> [Raw data]:

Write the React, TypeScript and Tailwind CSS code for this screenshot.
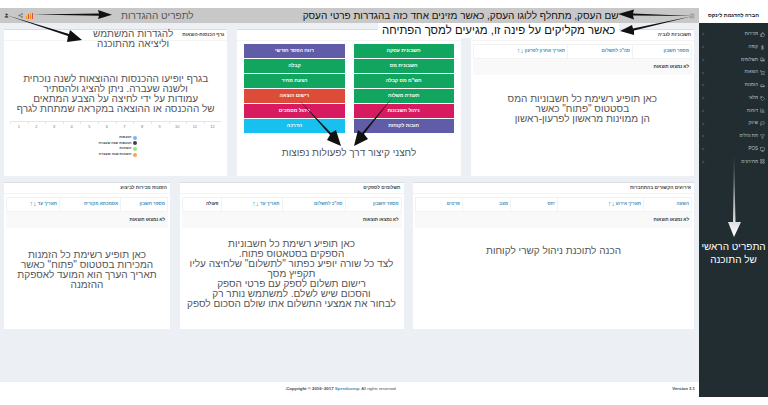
import React from 'react'
import {
  ThumbsUp,
  DollarSign,
  Truck,
  ShoppingCart,
  Car,
  Tag,
  BarChart3,
  Flag,
  Filter,
  Monitor,
  LayoutGrid,
  ChevronLeft,
  User,
  Share2,
  Menu,
} from 'lucide-react'

const menuItems = [
  { label: 'מכירות', Icon: ThumbsUp },
  { label: 'קופה', Icon: DollarSign },
  { label: 'תשלומים', Icon: Truck },
  { label: 'הוצאות', Icon: ShoppingCart },
  { label: 'הזמנות', Icon: Car },
  { label: 'מלאי', Icon: Tag },
  { label: 'דוחות', Icon: BarChart3 },
  { label: 'שיווק', Icon: Flag },
  { label: 'תת נהלים', Icon: Filter },
  { label: 'POS', Icon: Monitor },
  { label: 'מחירונים', Icon: LayoutGrid },
]

type Head = { label: string; sort?: boolean; dark?: boolean }

function DataTable({ cols, heads }: { cols: string; heads: Head[] }) {
  return (
    <div className="mx-[2px] mt-[3px]">
      <div className={`grid h-[15px] border border-[#f2f2f2] ${cols}`}>
        {heads.map((h) => (
          <div
            key={h.label}
            className={`flex items-center gap-[1px] border-l border-[#f2f2f2] px-[2px] text-[4.5px] font-bold last:border-l-0 ${h.dark ? 'text-[#333]' : 'text-[#3c8dbc]'}`}
          >
            <span>{h.label}</span>
            {h.sort && <span className="-mt-[2px] text-[7px] leading-none">↓↑</span>}
          </div>
        ))}
      </div>
      <div className="flex h-[16px] items-center bg-[#f9f9f9] px-[3px] text-[4.5px] font-bold text-[#333]">
        לא נמצאו תוצאות
      </div>
    </div>
  )
}

function Card({ title, children }: { title: string; children: React.ReactNode }) {
  return (
    <div className="h-[146.5px] overflow-hidden border-t border-[#d8dde3] bg-white">
      <div className="flex h-[11px] items-center border-b border-[#f4f4f4] px-[3px] text-[4.7px] font-bold text-[#444]">
        {title}
      </div>
      {children}
    </div>
  )
}

function Note({ className, children }: { className: string; children: React.ReactNode }) {
  return <div className={`text-center text-[10px] leading-[10px] text-[#555] ${className}`}>{children}</div>
}

const chartLegend = [
  { label: 'הכנסות', color: 'bg-[#7cb5ec]' },
  { label: 'הכנסות שנה שעברה', color: 'bg-[#434348]' },
  { label: 'הוצאות', color: 'bg-[#90ed7d]' },
  { label: 'הוצאות שנה שעברה', color: 'bg-[#f7a35c]' },
]

function ChartCard() {
  return (
    <Card title="גרף הכנסות-הוצאות">
      <Note className="mt-[33px]">
        בגרף יופיעו ההכנסות וההוצאות לשנה נוכחית
        <br />
        ולשנה שעברה. ניתן להציג ולהסתיר
        <br />
        עמודות על ידי לחיצה על הצבע המתאים
        <br />
        של ההכנסה או ההוצאה במקראה שמתחת לגרף
      </Note>
      <div dir="ltr" className="mx-[6px] mt-[7px] grid grid-cols-12 border-t border-[#e6e6e6] text-center text-[4px] text-[#777]">
        {Array.from({ length: 12 }, (_, i) => (
          <div key={i} className="relative pt-[2px]">
            <span className="absolute left-0 top-0 h-[2px] w-px bg-[#e6e6e6]" />
            {i + 1}
          </div>
        ))}
      </div>
      <div className="mt-[5px] flex flex-col gap-[0.7px] pr-[90px]">
        {chartLegend.map((item) => (
          <div key={item.label} className="flex h-[5px] items-center gap-[2px] text-[3.6px] font-bold text-[#444]">
            <span className={`h-[4px] w-[4px] rounded-full ${item.color}`} />
            <span>{item.label}</span>
          </div>
        ))}
      </div>
    </Card>
  )
}

const shortcutButtons = [
  { label: 'חשבונית עסקה', color: 'bg-[#12a55f]' },
  { label: 'רווח הפסד חודשי', color: 'bg-[#605ca8]' },
  { label: 'חשבונית מס', color: 'bg-[#12a55f]' },
  { label: 'קבלה', color: 'bg-[#12a55f]' },
  { label: 'חש"מ מס קבלה', color: 'bg-[#12a55f]' },
  { label: 'הצעת מחיר', color: 'bg-[#12a55f]' },
  { label: 'תעודת משלוח', color: 'bg-[#12a55f]' },
  { label: 'רישום הוצאה', color: 'bg-[#dd4b39]' },
  { label: 'ניהול חשבונות', color: 'bg-[#d81b60]' },
  { label: 'ניהול מסמכים', color: 'bg-[#d81b60]' },
  { label: 'חובות לקוחות', color: 'bg-[#605ca8]' },
  { label: 'הדרכה', color: 'bg-[#17c0ef]' },
]

function ShortcutsCard() {
  return (
    <Card title="">
      <div className="mx-[7px] mt-[3px] grid grid-cols-2 gap-x-[9px] gap-y-px">
        {shortcutButtons.map((b) => (
          <div key={b.label} className={`flex h-[14px] items-center justify-center text-[5px] font-bold text-white ${b.color}`}>
            {b.label}
          </div>
        ))}
      </div>
      <Note className="mt-[15px]">לחצני קיצור דרך לפעולות נפוצות</Note>
    </Card>
  )
}

function Arrows() {
  return (
    <svg className="pointer-events-none absolute left-0 top-0" width="768" height="405" viewBox="0 0 768 405">
      <defs>
        <linearGradient id="fade" x1="0" y1="0" x2="0" y2="1">
          <stop offset="0" stopColor="#fff" stopOpacity="0.2" />
          <stop offset="1" stopColor="#fff" />
        </linearGradient>
      </defs>
      {/* תפריט ההגדרות */}
      <polygon points="33,14.5 99,13.5 98,10 112,14.7 98,19 99,15.8" fill="#111" />
      {/* משתמש */}
      <polygon points="6,15 69,34 70,30 82,40 67,42 68,36" fill="#111" />
      {/* שם העסק */}
      <polygon points="693,16 633,13.5 634,9.5 618,14 634,19.5 633,15.5" fill="#111" />
      <polygon points="693,16 633,28.5 632,25 620,31 634,35 634,30.5" fill="#111" />
      {/* קיצור דרך */}
      <polygon points="299,100 331,133 336,130 341,146 327,140 330,135" fill="#111" />
      <polygon points="393,97 362,133 358,130 354,146 368,139 364,134" fill="#111" />
      {/* תפריט ראשי */}
      <polygon points="734,155 735.5,222 741,222 734,237 728,222 733,222" fill="url(#fade)" />
    </svg>
  )
}

export default function App() {
  return (
    <div dir="rtl" className="relative h-[405px] w-[768px] overflow-hidden bg-white pt-2 font-['Liberation_Sans',sans-serif]">
      <div dir="ltr" className="flex h-[389px]">
        {/* תוכן */}
        <div dir="rtl" className="flex w-[699px] flex-col bg-[#ecf0f5]">
          <div dir="ltr" className="flex h-[15px] items-center bg-[#c8c8c8] pl-[4px] pr-[4px]">
            <User size={5} className="fill-[#333] text-[#333]" />
            <Share2 size={5} className="ml-[9px] text-[#555]" />
            <div className="ml-[3px] flex h-[6px] items-end gap-px">
              <span className="h-[3px] w-[1px] bg-[#f39c12]" />
              <span className="h-[5px] w-[1px] bg-[#dd4b39]" />
              <span className="h-[6px] w-[1px] bg-[#f39c12]" />
              <span className="h-[6px] w-[1px] bg-[#dd4b39]" />
            </div>
            <span dir="rtl" className="ml-[88px] text-[10px] text-[#555]">לתפריט ההגדרות</span>
            <span dir="rtl" className="ml-[109px] text-[10px] text-[#111]">שם העסק, מתחלף ללוגו העסק, כאשר מזינים אחד כזה בהגדרות פרטי העסק</span>
            <Menu size={6} className="ml-auto text-[#666]" />
          </div>

          <div className="flex flex-1 flex-col gap-[6.5px] pl-[4px] pr-[5px] pt-[6px]">
            <div className="grid grid-cols-3 gap-[10px]">
              <Card title="חשבוניות לגביה">
                <DataTable
                  cols="grid-cols-[59px_65px_1fr]"
                  heads={[
                    { label: 'מספר חשבון' },
                    { label: 'סה"כ לתשלום' },
                    { label: 'תאריך אחרון לפרעון', sort: true },
                  ]}
                />
                <Note className="mt-[19px]">
                  כאן תופיע רשימת כל חשבוניות המס
                  <br />
                  בסטטוס "פתוח" כאשר
                  <br />
                  הן ממוינות מראשון לפרעון-ראשון
                </Note>
              </Card>
              <ShortcutsCard />
              <ChartCard />
            </div>
            <div className="grid grid-cols-[281px_224px_166px] gap-[9.5px]">
              <Card title="אירועים הקשורים בהתחברות">
                <DataTable
                  cols="grid-cols-[48px_86px_47px_48px_1fr]"
                  heads={[
                    { label: 'השעה' },
                    { label: 'תאריך אירוע', sort: true },
                    { label: 'יחס' },
                    { label: 'מצב' },
                    { label: 'פרטים' },
                  ]}
                />
                <Note className="mt-[18px]">הכנה לתוכנת ניהול קשרי לקוחות</Note>
              </Card>
              <Card title="תשלומים לספקים">
                <DataTable
                  cols="grid-cols-[56px_63px_61px_1fr]"
                  heads={[
                    { label: 'מספר חשבון' },
                    { label: 'סה"כ לתשלום' },
                    { label: 'תאריך עד', sort: true },
                    { label: 'פעולה', dark: true },
                  ]}
                />
                <Note className="mt-[11px]">
                  כאן תופיע רשימת כל חשבוניות
                  <br />
                  הספקים בסטאטוס פתוח.
                  <br />
                  לצד כל שורה יופיע כפתור "לתשלום" שלחיצה עליו
                  <br />
                  תקפיץ מסך
                  <br />
                  רישום תשלום לספק עם פרטי הספק
                  <br />
                  והסכום שיש לשלם. למשתמש נותר רק
                  <br />
                  לבחור את אמצעי התשלום אתו שולם הסכום לספק
                </Note>
              </Card>
              <Card title="הזמנות מכירות לביצוע">
                <DataTable
                  cols="grid-cols-[47px_61px_1fr]"
                  heads={[
                    { label: 'מספר חשבון' },
                    { label: 'אסמכתא מקורית' },
                    { label: 'תאריך עד', sort: true },
                  ]}
                />
                <Note className="mt-[22px]">
                  כאן תופיע רשימת כל הזמנות
                  <br />
                  המכירות בסטטוס "פתוח" כאשר
                  <br />
                  תאריך הערך הוא המועד לאספקת
                  <br />
                  ההזמנה
                </Note>
              </Card>
            </div>
          </div>

          <div dir="ltr" className="flex h-[15px] items-center bg-white pl-[285px] pr-[4px] text-[4.3px] text-[#444]">
            <span>
              <b>.Copyright © 2016–2017 <span className="text-[#3c8dbc]">Speedcomp</span>.</b> All rights reserved
            </span>
            <b className="ml-auto">Version 3.1</b>
          </div>
        </div>

        {/* תפריט ראשי */}
        <div dir="rtl" className="flex w-[69px] flex-col bg-[#222d32]">
          <div className="flex h-[15px] items-center justify-center bg-white text-[5.4px] font-bold text-[#222]">
            חברה להדגמת לינקס
          </div>
          <div className="mt-[5px] flex flex-col">
            {menuItems.map(({ label, Icon }) => (
              <div key={label} className="flex h-[12.75px] items-center gap-[2px] pl-[2px] pr-[3px] text-[4.5px] text-[#b8c7ce]">
                <Icon size={5} />
                <span>{label}</span>
                <ChevronLeft size={4} className="mr-auto" />
              </div>
            ))}
          </div>
          <div className="mt-[72px] text-center text-[10px] leading-[13px] text-white">
            התפריט הראשי
            <br />
            של התוכנה
          </div>
        </div>
      </div>

      {/* כיתובי הסבר מעל המסך */}
      <div className="absolute left-[378px] top-[23px] bg-white px-[4px] text-[11.4px] leading-[15px] text-[#111]">
        כאשר מקליקים על פינה זו, מגיעים למסך הפתיחה
      </div>
      <div className="absolute left-[93px] top-[29px] text-center text-[10px] leading-[10px] text-[#555]">
        להגדרות המשתמש
        <br />
        וליציאה מהתוכנה
      </div>
      <Arrows />
    </div>
  )
}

> [Goal of the exercise]: Repeat the lines above, starting at the first and stopping after the line that holds "string; sort?: boolean;", with the pictures left out.

> [Result of the exercise]:
Write the React, TypeScript and Tailwind CSS code for this screenshot.
import React from 'react'
import {
  ThumbsUp,
  DollarSign,
  Truck,
  ShoppingCart,
  Car,
  Tag,
  BarChart3,
  Flag,
  Filter,
  Monitor,
  LayoutGrid,
  ChevronLeft,
  User,
  Share2,
  Menu,
} from 'lucide-react'

const menuItems = [
  { label: 'מכירות', Icon: ThumbsUp },
  { label: 'קופה', Icon: DollarSign },
  { label: 'תשלומים', Icon: Truck },
  { label: 'הוצאות', Icon: ShoppingCart },
  { label: 'הזמנות', Icon: Car },
  { label: 'מלאי', Icon: Tag },
  { label: 'דוחות', Icon: BarChart3 },
  { label: 'שיווק', Icon: Flag },
  { label: 'תת נהלים', Icon: Filter },
  { label: 'POS', Icon: Monitor },
  { label: 'מחירונים', Icon: LayoutGrid },
]

type Head = { label: string; sort?: boolean; dark?: boolean }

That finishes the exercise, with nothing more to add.